Event-Driven Application Logging

Proper logging and exception handling will greatly improve a team’s capability to support any application, but such visibility becomes crucial...

Simple techniques to help your team focus on developing great software

Introduction

Applications today are less often designed as procedural, monolithic systems; instead favoring much smaller, service-based architecture. This loose-coupling of services and events has been shown to be much more resource-efficient both in development and production. This efficiency can be offset by an increase in complexity and obfuscation, particularly in regards to event paths and data flow. Proper logging and exception handling will greatly improve a team’s capability to support any application, but such visibility becomes crucial when dealing with event-driven architecture.

Errors and Exceptions

There are two ways to write error-free programs; only the third one works.
- Alan Perlis

Code is often structured in such a way to consume exceptions to prevent system fault and execution halts in production.
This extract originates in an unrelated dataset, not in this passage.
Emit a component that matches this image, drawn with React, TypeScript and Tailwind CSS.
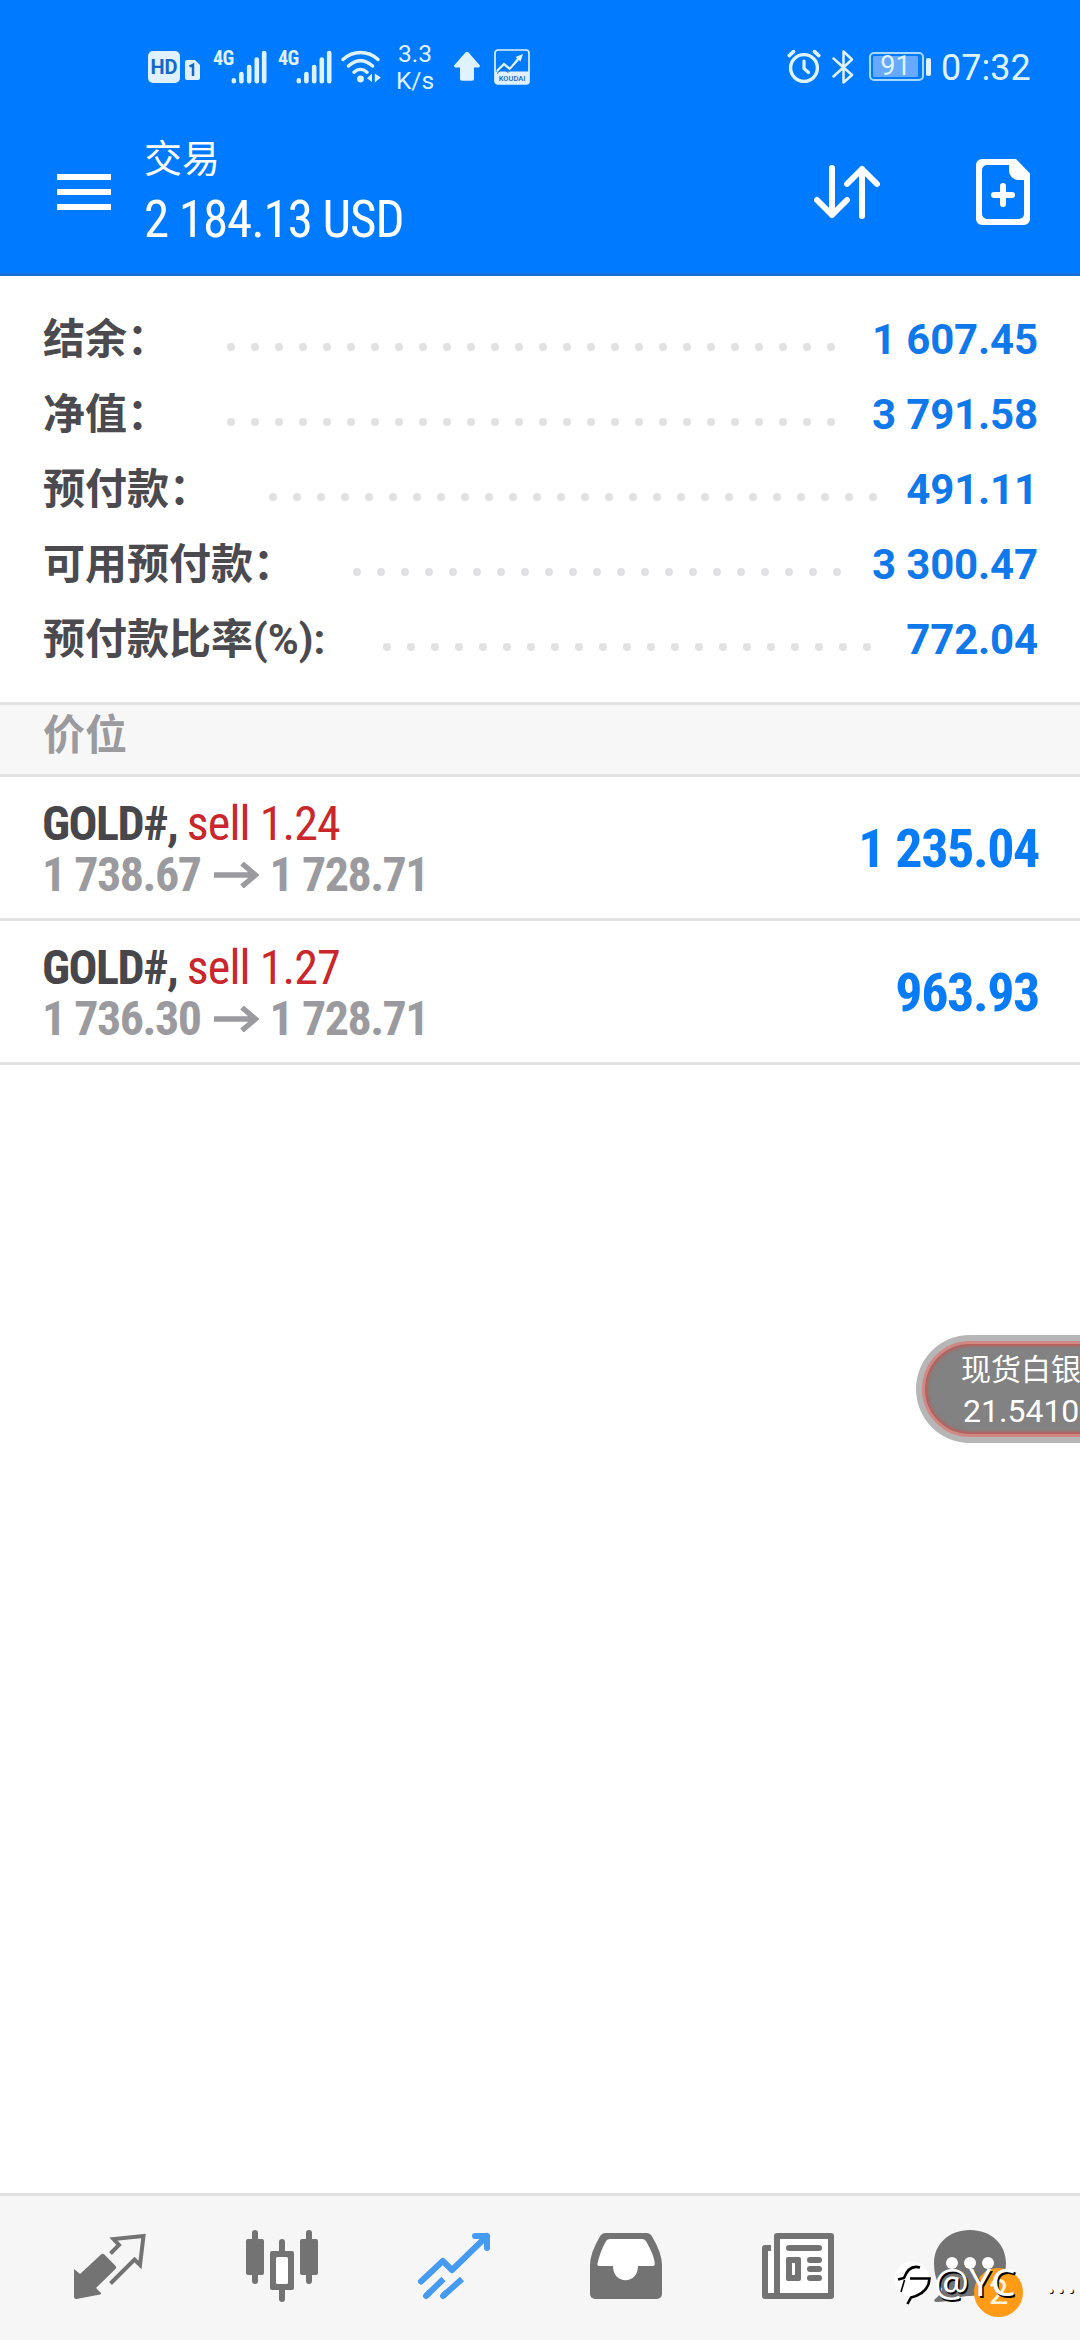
import type { ReactNode } from 'react';

const summary = [
  { label: '结余：', dots: 26, value: '1 607.45' },
  { label: '净值：', dots: 26, value: '3 791.58' },
  { label: '预付款：', dots: 26, value: '491.11' },
  { label: '可用预付款：', dots: 21, value: '3 300.47' },
  { label: '预付款比率(%):', dots: 21, value: '772.04' },
];

const positions = [
  { symbol: 'GOLD#,', side: 'sell 1.24', open: '1 738.67', current: '1 728.71', profit: '1 235.04' },
  { symbol: 'GOLD#,', side: 'sell 1.27', open: '1 736.30', current: '1 728.71', profit: '963.93' },
];

function Signal() {
  return (
    <div className="flex h-[34px]">
      <span className="w-[18px] text-[20px] leading-[16px] font-bold tracking-[-0.5px] [font-stretch:75%]">4G</span>
      <svg className="w-[36px] h-[34px]" viewBox="0 0 36 34" fill="none" stroke="currentColor" strokeWidth="4.6" strokeLinecap="round">
        <path d="M2.8 30.4v.8M10.4 24v7.2M18.2 17v14.2M25.8 9.5v21.7M33.2 3v28.2" />
      </svg>
    </div>
  );
}

function StatusBar() {
  return (
    <div className="h-[108px] pt-[25px] pl-[148px] pr-[51px] flex items-center text-[#dff3ff]">
      <div className="w-[32px] h-[32px] rounded-[5px] bg-[#dff0ff] text-[#1468c8] text-[20px] leading-[32px] font-bold text-center">HD</div>
      <svg className="w-[15px] h-[20px] ml-[5px] mt-[7px]" viewBox="0 0 15 20">
        <path d="M2 0h8l5 5v13a2 2 0 0 1-2 2H2a2 2 0 0 1-2-2V2a2 2 0 0 1 2-2z" fill="#dff0ff" />
        <path d="M4.5 6.500L8 4.800V16" fill="none" stroke="#1468c8" strokeWidth="2.5" />
      </svg>
      <div className="ml-[13px]"><Signal /></div>
      <div className="ml-[11px]"><Signal /></div>
      <svg className="w-[40px] h-[34px] ml-[9px]" viewBox="0 0 40 34" fill="none" stroke="currentColor" strokeWidth="3.4" strokeLinecap="round">
        <path d="M2 9.500C12 .2 27 .2 37 9.500M7.500 16C15 9 24 9 31.500 16M13 22.200c4-3.600 9-3.600 13 0" />
        <circle cx="19.5" cy="29" r="3.4" fill="currentColor" stroke="none" />
        <path d="M31 23.500v8.500l-5-3.700zM33.800 23.500v9l6-5z" fill="currentColor" stroke="none" />
      </svg>
      <div className="ml-[15px] w-[38px] text-[24.5px] leading-[27px] text-center">
        <div>3.3</div>
        <div>K/s</div>
      </div>
      <svg className="w-[26px] h-[29px] ml-[20px]" viewBox="0 0 26 29" fill="currentColor">
        <path d="M13 0c1 0 1.600.6 2.200 1.200L25.500 13c.8 1 .4 2.400-1 2.400H20V27a1.800 1.800 0 0 1-1.800 1.800H7.800A1.800 1.800 0 0 1 6 27V15.400H1.500c-1.400 0-1.800-1.400-1-2.400L10.800 1.200C11.400.6 12 0 13 0z" />
      </svg>
      <div className="relative ml-[14px] w-[36px] h-[36px]">
        <svg className="w-[36px] h-[36px]" viewBox="0 0 36 36" fill="none">
          <rect x="1" y="1" width="34" height="34" rx="3" stroke="#dff3ff" strokeWidth="1.7" />
          <path d="M1 22.500h34V32a3 3 0 0 1-3 3H4a3 3 0 0 1-3-3z" fill="#dff0ff" />
          <path d="M3 22l7-7 6 5L25 9" stroke="#dff3ff" strokeWidth="2.4" />
          <path d="M29 5l-2.500 7.500L21.500 8z" fill="#dff3ff" />
          <path d="M3 24.500l6-5.500 5 4.500 8-8" stroke="#1468c8" strokeWidth="1" />
        </svg>
        <span className="absolute left-0 bottom-[2px] w-full text-center text-[7.5px] leading-[9px] font-medium text-[#1468c8]">KOUDAI</span>
      </div>

      <svg className="w-[34px] h-[35px] ml-auto" viewBox="0 0 34 35" fill="none" stroke="currentColor" strokeLinecap="round">
        <circle cx="17" cy="19" r="13.4" strokeWidth="3.4" />
        <path d="M17 12v7.500l4.500 4" strokeWidth="3.2" strokeLinejoin="round" />
        <path d="M2.200 6.600l4.300-4M31.800 6.600l-4.300-4" strokeWidth="3.6" />
      </svg>
      <svg className="w-[22px] h-[36px] ml-[11px]" viewBox="0 0 22 36" fill="none" stroke="currentColor" strokeWidth="2.5" strokeLinejoin="round" strokeLinecap="round">
        <path d="M1.500 9.500L20 26 11.500 33.500V2.500L20 10.500 1.500 27.500" />
      </svg>
      <div className="ml-[15px] w-[55px] h-[29px] rounded-[5px] border-2 border-[#a9d8ff] p-[2px]">
        <div className="w-[45px] h-full bg-[#66a9ff] rounded-[1px] flex items-center justify-center text-[27px] leading-none">91</div>
      </div>
      <div className="ml-[2px] w-[5px] h-[18px] rounded-[2px] bg-[#dff3ff]" />
      <span className="ml-[10px] mt-[2px] w-[88px] text-[36px] leading-[42px] whitespace-nowrap">07:32</span>
    </div>
  );
}

function Toolbar() {
  return (
    <div className="h-[168px] pl-[57px] pr-[50px] flex items-center text-white border-b-[3px] border-[#1670dc]">
      <div className="flex flex-col gap-[9px] w-[54px] mt-[3px]">
        <span className="h-[6px] bg-white" />
        <span className="h-[6px] bg-white" />
        <span className="h-[6px] bg-white" />
      </div>
      <div className="ml-[33px] mt-[6px]">
        <div className="text-[38px] leading-[52px]">交易</div>
        <div className="text-[51px] leading-[69px] whitespace-nowrap tracking-[-1.05px] [font-stretch:75%]">2 184.13 USD</div>
      </div>
      <svg className="w-[66px] h-[54px] ml-auto mt-[3px]" viewBox="0 0 66 54" fill="none" stroke="currentColor" strokeWidth="6" strokeLinecap="round" strokeLinejoin="round">
        <path d="M18 3v47M3 35l15 15 15-15M48 51V4M33 19L48 4l15 15" />
      </svg>
      <svg className="w-[54px] h-[66px] ml-[96px] mt-[3px]" viewBox="0 0 54 66" fill="currentColor">
        <path fillRule="evenodd" d="M6 0h34l14 14.500V60a6 6 0 0 1-6 6H6a6 6 0 0 1-6-6V6a6 6 0 0 1 6-6zM11 6a5 5 0 0 0-5 5v44a5 5 0 0 0 5 5h32a5 5 0 0 0 5-5V21h-5.500A9.500 9.500 0 0 1 33 11.500V6z" />
        <path d="M27 27v18M18 36h18" stroke="currentColor" strokeWidth="6" strokeLinecap="round" />
      </svg>
    </div>
  );
}

function Dots({ count }: { count: number }) {
  return (
    <div className="ml-[58px] mt-[15px] flex gap-4">
      {Array.from({ length: count }, (_, i) => (
        <span key={i} className="size-2 rounded-full bg-[#e1e1e3]" />
      ))}
    </div>
  );
}

function NavIcon({ children, className = 'text-[#737373]' }: { children: ReactNode; className?: string }) {
  return (
    <div className={`flex-1 flex justify-center ${className}`}>
      <svg className="w-[72px] h-[72px] overflow-visible" viewBox="0 0 72 72" fill="currentColor">
        {children}
      </svg>
    </div>
  );
}

function BottomNav() {
  return (
    <nav className="h-[147px] pt-[34px] px-6 flex items-start bg-[#f6f6f6] border-t-[3px] border-[#e0e0e0]">
      <NavIcon>
        <path d="M0 39l6 5L27 24.500q1.700-1.700 3.400 0l11 11.200q1.500 1.600 0 3.200L22 58l5 5q.5 1.300-1 1.500L2.500 69Q0 69.300 0 66.500z" />
        <path d="M36.500 23.500L45 15l-5.500-6 30-3L66 35l-5.500-5.500-24 24" fill="none" stroke="currentColor" strokeWidth="4" />
      </NavIcon>
      <NavIcon>
        <path d="M9 3v48M63 3v48M36 12v57" stroke="currentColor" strokeWidth="6" strokeLinecap="round" />
        <rect x="0" y="9" width="18" height="36" rx="2" />
        <rect x="54" y="9" width="18" height="36" rx="2" />
        <rect x="24" y="21" width="24" height="39" rx="2" />
        <rect x="30" y="27" width="12" height="27" rx="1.5" fill="#fff" />
      </NavIcon>
      <NavIcon className="text-[#459af1]">
        <g fill="none" stroke="currentColor" strokeWidth="6" strokeLinejoin="round">
          <path d="M3 51.500L24.800 31 34 40 69 6M57 6h12v12M8 66l3-3M25 66l3-3" strokeLinecap="round" />
          <path d="M8 66l17.500-17M25 66l19-17" />
        </g>
      </NavIcon>
      <NavIcon>
        <path d="M15 3h42q3 0 4.500 2.500Q72 23 72 35v29a5 5 0 0 1-5 5H5a5 5 0 0 1-5-5V35Q0 23 10.500 5.500 12 3 15 3z" />
        <path d="M20 9h32q3 0 4.500 3Q64 25 64.800 33.500q.2 2.500-2 2.500H48c0 19-25 19-25 0H9q-2 0-1.500-2.500Q10 22 15.500 12 17 9 20 9z" fill="#fff" />
      </NavIcon>
      <NavIcon>
        <path d="M9 15H3a3 3 0 0 0-3 3v48a3 3 0 0 0 3 3h66a3 3 0 0 0 3-3V6a3 3 0 0 0-3-3H15a3 3 0 0 0-3 3v15H9z" />
        <path d="M18 9h48v54H18zM6 21h6v42H6z" fill="#fff" />
        <path d="M9 14v7h3v-7z" fill="#f6f6f6" />
        <rect x="24" y="15" width="36" height="6" rx="3" />
        <path fillRule="evenodd" d="M26 27h11a2 2 0 0 1 2 2v20a2 2 0 0 1-2 2H26a2 2 0 0 1-2-2V29a2 2 0 0 1 2-2zM30 33v12h3V33z" />
        <rect x="45" y="27" width="15" height="6" rx="3" />
        <rect x="45" y="36" width="15" height="6" rx="3" />
        <rect x="45" y="45" width="15" height="6" rx="3" />
      </NavIcon>
      <div className="flex-1 flex justify-center text-[#737373]">
        <div className="relative">
          <svg className="w-[72px] h-[72px]" viewBox="0 0 72 72" fill="currentColor">
            <path d="M36 0c21 0 36 14 36 33S57 66 36 66c-4 0-8 .5-11 1.500C18 70.500 9 72 2 72q-3-.5-1-3c4-3 6-6 7-10C3 53 0 44 0 33 0 14 15 0 36 0z" />
            <circle cx="18" cy="33" r="6" fill="#fff" />
            <circle cx="36" cy="33" r="6" fill="#fff" />
            <circle cx="54" cy="33" r="6" fill="#fff" />
          </svg>
          <span className="absolute left-[40px] top-[38px] size-[49px] rounded-full bg-[#ff9b16] text-[#fff6d8] text-[35px] leading-[49px] text-center">2</span>
          {/* author watermark */}
          <svg className="absolute left-[-42px] top-[29px] w-[40px] h-[48px]" viewBox="0 0 40 48" fill="none">
            <circle cx="20" cy="20" r="17.5" fill="#fff" />
            <path d="M6 20.500l6-1.500C15 11 20 6 28 8.500M18 19.500h19.500C37 31 29 36 19 38.500L15.500 45" stroke="#000" strokeWidth="2.6" />
            <path d="M9 33l3.500-12" stroke="#000" strokeWidth="1.6" />
          </svg>
          <span className="absolute left-0 top-[27px] text-[39px] leading-[48px] whitespace-nowrap text-white font-['Noto_Sans',sans-serif] tracking-[0.3px] [text-shadow:1.5px_1.5px_0_#000]">@YC</span>
          <span className="absolute left-[112px] top-[26px] text-[34px] leading-[48px] tracking-[1px] whitespace-nowrap text-white font-['Noto_Sans',sans-serif] [text-shadow:1px_1px_0_#000]">...</span>
        </div>
      </div>
    </nav>
  );
}

export default function App() {
  return (
    <div className="relative w-[1080px] h-[2340px] overflow-hidden bg-white flex flex-col font-['Roboto','Noto_Sans_CJK_SC',sans-serif]">
      <header className="bg-[#007aff]">
        <StatusBar />
        <Toolbar />
      </header>

      <section className="pt-[26px] pb-[25px] pl-[43px] pr-[42px]">
        {summary.map((row) => (
          <div key={row.label} className="h-[75px] flex items-center text-[42px] leading-[75px] font-bold whitespace-nowrap">
            <span className="text-[#4a4a4f]">{row.label}</span>
            <Dots count={row.dots} />
            <span className="ml-auto text-[#0f78ea] tracking-[-0.15px]">{row.value}</span>
          </div>
        ))}
      </section>

      <div className="h-[75px] pl-[43px] bg-[#f7f7f7] border-y-[3px] border-[#e2e2e2] text-[42px] leading-[61px] font-bold text-[#9b9b9f]">
        价位
      </div>

      {positions.map((p) => (
        <div key={p.side} className="h-[144px] pl-[42px] pr-[41px] flex items-center border-b-[3px] border-[#e2e2e2] whitespace-nowrap [font-stretch:75%]">
          <div className="pt-[3px] text-[48px] leading-[51px]">
            <div>
              <span className="font-bold text-[#46464b] tracking-[-1.5px]">{p.symbol} </span>
              <span className="text-[#c9272b] tracking-[-0.9px]">{p.side}</span>
            </div>
            <div className="flex items-center font-bold text-[#9b9b9f] tracking-[-1.5px]">
              <span>{p.open}</span>
              <svg className="w-[45px] h-[26px] ml-[13px] mr-[11px]" viewBox="0 0 45 26" fill="none" stroke="currentColor" strokeWidth="5.4">
                <path d="M0 13h42M28 1.500L41.500 13 28 24.500" />
              </svg>
              <span>{p.current}</span>
            </div>
          </div>
          <span className="ml-auto pt-[2px] text-[54px] leading-[60px] font-bold text-[#087cf8] tracking-[-1.4px]">{p.profit}</span>
        </div>
      ))}

      <div className="mt-auto">
        <BottomNav />
      </div>

      {/* floating quote */}
      <div className="absolute left-[916px] top-[1335px] w-[220px] h-[108px] rounded-full bg-[#b6b6b6] p-[6px]">
        <div className="h-full rounded-full bg-[#828282] border-[3px] border-[#d18783] pl-[36px] pt-[5px] text-white whitespace-nowrap shadow-[inset_0_0_3px_2px_#c05a56]">
          <div className="text-[30px] leading-[42px]">现货白银</div>
          <div className="text-[32px] leading-[40px] pl-[2px]">21.5410</div>
        </div>
      </div>
    </div>
  );
}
The classic example follows:

try:
  x = 1/0
except ZeroDivisionError as err:
  print("Handling run-time error:", err)

Assuming an error within the try-block is not critical to the execution of your program, this type of exception handling can be very beneficial, as it prevents the application from halting at the exception. Additionally, it can act as a form of documentation in that logic flow can easily be walked. When this strategy is combined with centralized application logging, you can easily track alerts and use them to better support or refactor existing code.

Logs are Data

While logs are necessary, they are often cumbersome to parse and can be quite difficult to trace step execution from one to another. Most exception handlers will provide stack tracing options, or provide additional situational detail (i.e. keyword arguments) if provided. But a simpler solution is to convert the error message itself from a string into JSON.

try:
  resp = requests.get("https://httpbin.org/post")
    resp.raise_for_status()
except requests.exceptions.HTTPError as err:
    print({
        "event": "httpbin-post",
        "error": str(err),
        "method": err.request.method,
    })
# {'event': 'httpbin-post', 'message': '405 Client Error: METHOD NOT ALLOWED for url: https://httpbin.org/post', 'method': 'GET'}

It can often be a delicate balance between informational data vs frequency/volume noise. A good rule of thumb is to log enough detail to allow you to reproduce a production issue locally for debugging purposes. Additionally, you can take advantage of logging levels to filter, i.e. INFO from ERROR.

Metrics

Error paths are not the only use case for event logs; logic flow and data assertions can also be analyzed from log metrics. Imagine a case where data assumptions include some value never being below a certain value. The code doesn’t error in either case, but you can easily check the assumption through the use of a logged assertion.

value += 2
try:
  assert value > 5, "never happens"
except AssertionError as err:
  print({
        "event": "assumption-check", 
        "test": "less than 5", 
        "value": value
    })
# {'event': 'assumption-check', 'test': 'less than 5', 'value': 2}

Or, you could log ephemeral data from worker nodes handling message queues.

try:
    success = job.process(message)
except SomeException as err:
    logger.exception({
        "event": "my-queue-worker",
        "message": str(message),
        "error": str(err),
    })
else:
    logger.info({
        "event": "my-queue-worker",
        "message": str(message),
        "success": str(success),
    })
finally:
    logger.info({
        "event": "my-queue-worker",
        "time": process_time_sec,
    })

Once the data has been collected, you are limited only by the way in which you wish to aggregate the data.

CloudWatch Logs Insights

If you choose to send your logs to CloudWatch, you can use Insights to query and analyze your log data. Each event (log) is grouped into a stream (named collection), with multiple streams forming a group for shared retention and access controls.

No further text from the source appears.